### What to produce
Exactly repeat the material, dropping every picture from the copy.

--- BEGIN ---

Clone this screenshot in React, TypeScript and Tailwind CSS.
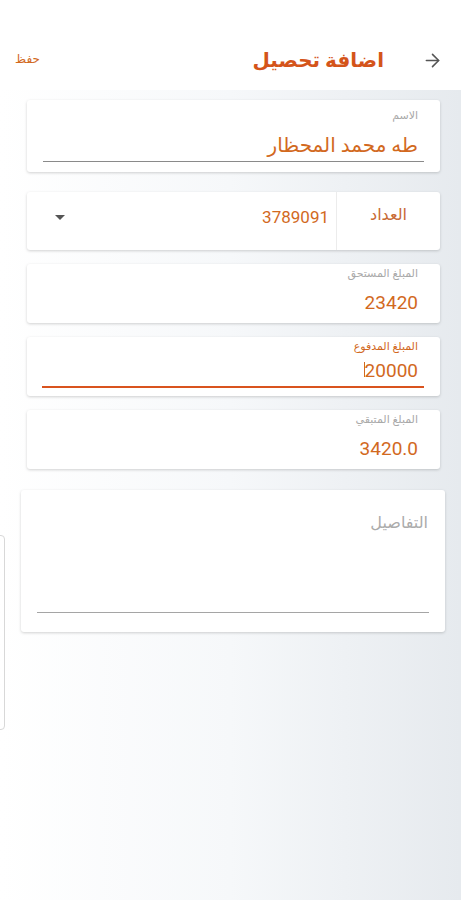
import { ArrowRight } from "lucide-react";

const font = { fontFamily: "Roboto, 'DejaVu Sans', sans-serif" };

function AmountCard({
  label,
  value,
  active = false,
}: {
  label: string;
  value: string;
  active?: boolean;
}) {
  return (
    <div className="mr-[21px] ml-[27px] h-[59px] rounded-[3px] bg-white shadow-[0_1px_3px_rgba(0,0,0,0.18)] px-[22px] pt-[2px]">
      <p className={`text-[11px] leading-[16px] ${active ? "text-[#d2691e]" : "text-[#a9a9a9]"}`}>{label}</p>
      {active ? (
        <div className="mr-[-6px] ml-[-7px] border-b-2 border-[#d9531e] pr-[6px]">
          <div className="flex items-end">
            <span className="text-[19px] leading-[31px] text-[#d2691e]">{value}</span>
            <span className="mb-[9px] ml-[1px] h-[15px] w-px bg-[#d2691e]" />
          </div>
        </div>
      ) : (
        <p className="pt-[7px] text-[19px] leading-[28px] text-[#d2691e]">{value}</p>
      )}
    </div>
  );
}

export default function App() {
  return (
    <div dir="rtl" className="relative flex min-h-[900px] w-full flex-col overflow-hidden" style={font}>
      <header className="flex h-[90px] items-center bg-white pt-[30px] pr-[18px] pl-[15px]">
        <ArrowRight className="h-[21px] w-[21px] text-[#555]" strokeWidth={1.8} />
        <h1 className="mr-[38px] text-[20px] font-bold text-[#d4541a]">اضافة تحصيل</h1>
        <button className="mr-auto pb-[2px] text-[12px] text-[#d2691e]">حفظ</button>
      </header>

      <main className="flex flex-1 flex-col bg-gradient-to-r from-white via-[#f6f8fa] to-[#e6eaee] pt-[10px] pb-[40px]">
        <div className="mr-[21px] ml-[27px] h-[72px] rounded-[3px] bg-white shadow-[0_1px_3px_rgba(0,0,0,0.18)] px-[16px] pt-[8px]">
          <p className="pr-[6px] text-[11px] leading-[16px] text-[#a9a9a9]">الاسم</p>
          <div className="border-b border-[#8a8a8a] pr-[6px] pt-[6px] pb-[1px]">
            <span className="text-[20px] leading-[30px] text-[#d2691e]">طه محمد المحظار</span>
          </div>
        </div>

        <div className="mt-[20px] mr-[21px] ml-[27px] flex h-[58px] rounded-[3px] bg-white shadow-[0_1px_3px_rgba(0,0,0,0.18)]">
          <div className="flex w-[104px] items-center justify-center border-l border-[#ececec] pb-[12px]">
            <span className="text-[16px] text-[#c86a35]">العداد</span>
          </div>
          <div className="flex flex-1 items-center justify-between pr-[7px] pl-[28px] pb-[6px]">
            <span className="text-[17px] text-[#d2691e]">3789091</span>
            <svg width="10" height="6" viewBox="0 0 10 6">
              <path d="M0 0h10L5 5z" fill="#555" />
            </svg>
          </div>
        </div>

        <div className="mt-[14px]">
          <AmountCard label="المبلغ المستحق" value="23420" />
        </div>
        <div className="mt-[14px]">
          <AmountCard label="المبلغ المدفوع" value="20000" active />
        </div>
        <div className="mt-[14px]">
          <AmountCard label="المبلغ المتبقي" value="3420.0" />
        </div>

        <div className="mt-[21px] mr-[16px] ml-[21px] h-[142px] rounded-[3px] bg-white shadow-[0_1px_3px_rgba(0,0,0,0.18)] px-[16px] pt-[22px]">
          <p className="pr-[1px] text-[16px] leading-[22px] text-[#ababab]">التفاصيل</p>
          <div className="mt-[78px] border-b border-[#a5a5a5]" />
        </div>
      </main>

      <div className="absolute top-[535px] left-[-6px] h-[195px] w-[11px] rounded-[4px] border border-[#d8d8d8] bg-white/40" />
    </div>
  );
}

--- END ---

### The completed task
Clone this screenshot in React, TypeScript and Tailwind CSS.
import { ArrowRight } from "lucide-react";

const font = { fontFamily: "Roboto, 'DejaVu Sans', sans-serif" };

function AmountCard({
  label,
  value,
  active = false,
}: {
  label: string;
  value: string;
  active?: boolean;
}) {
  return (
    <div className="mr-[21px] ml-[27px] h-[59px] rounded-[3px] bg-white shadow-[0_1px_3px_rgba(0,0,0,0.18)] px-[22px] pt-[2px]">
      <p className={`text-[11px] leading-[16px] ${active ? "text-[#d2691e]" : "text-[#a9a9a9]"}`}>{label}</p>
      {active ? (
        <div className="mr-[-6px] ml-[-7px] border-b-2 border-[#d9531e] pr-[6px]">
          <div className="flex items-end">
            <span className="text-[19px] leading-[31px] text-[#d2691e]">{value}</span>
            <span className="mb-[9px] ml-[1px] h-[15px] w-px bg-[#d2691e]" />
          </div>
        </div>
      ) : (
        <p className="pt-[7px] text-[19px] leading-[28px] text-[#d2691e]">{value}</p>
      )}
    </div>
  );
}

export default function App() {
  return (
    <div dir="rtl" className="relative flex min-h-[900px] w-full flex-col overflow-hidden" style={font}>
      <header className="flex h-[90px] items-center bg-white pt-[30px] pr-[18px] pl-[15px]">
        <ArrowRight className="h-[21px] w-[21px] text-[#555]" strokeWidth={1.8} />
        <h1 className="mr-[38px] text-[20px] font-bold text-[#d4541a]">اضافة تحصيل</h1>
        <button className="mr-auto pb-[2px] text-[12px] text-[#d2691e]">حفظ</button>
      </header>

      <main className="flex flex-1 flex-col bg-gradient-to-r from-white via-[#f6f8fa] to-[#e6eaee] pt-[10px] pb-[40px]">
        <div className="mr-[21px] ml-[27px] h-[72px] rounded-[3px] bg-white shadow-[0_1px_3px_rgba(0,0,0,0.18)] px-[16px] pt-[8px]">
          <p className="pr-[6px] text-[11px] leading-[16px] text-[#a9a9a9]">الاسم</p>
          <div className="border-b border-[#8a8a8a] pr-[6px] pt-[6px] pb-[1px]">
            <span className="text-[20px] leading-[30px] text-[#d2691e]">طه محمد المحظار</span>
          </div>
        </div>

        <div className="mt-[20px] mr-[21px] ml-[27px] flex h-[58px] rounded-[3px] bg-white shadow-[0_1px_3px_rgba(0,0,0,0.18)]">
          <div className="flex w-[104px] items-center justify-center border-l border-[#ececec] pb-[12px]">
            <span className="text-[16px] text-[#c86a35]">العداد</span>
          </div>
          <div className="flex flex-1 items-center justify-between pr-[7px] pl-[28px] pb-[6px]">
            <span className="text-[17px] text-[#d2691e]">3789091</span>
            <svg width="10" height="6" viewBox="0 0 10 6">
              <path d="M0 0h10L5 5z" fill="#555" />
            </svg>
          </div>
        </div>

        <div className="mt-[14px]">
          <AmountCard label="المبلغ المستحق" value="23420" />
        </div>
        <div className="mt-[14px]">
          <AmountCard label="المبلغ المدفوع" value="20000" active />
        </div>
        <div className="mt-[14px]">
          <AmountCard label="المبلغ المتبقي" value="3420.0" />
        </div>

        <div className="mt-[21px] mr-[16px] ml-[21px] h-[142px] rounded-[3px] bg-white shadow-[0_1px_3px_rgba(0,0,0,0.18)] px-[16px] pt-[22px]">
          <p className="pr-[1px] text-[16px] leading-[22px] text-[#ababab]">التفاصيل</p>
          <div className="mt-[78px] border-b border-[#a5a5a5]" />
        </div>
      </main>

      <div className="absolute top-[535px] left-[-6px] h-[195px] w-[11px] rounded-[4px] border border-[#d8d8d8] bg-white/40" />
    </div>
  );
}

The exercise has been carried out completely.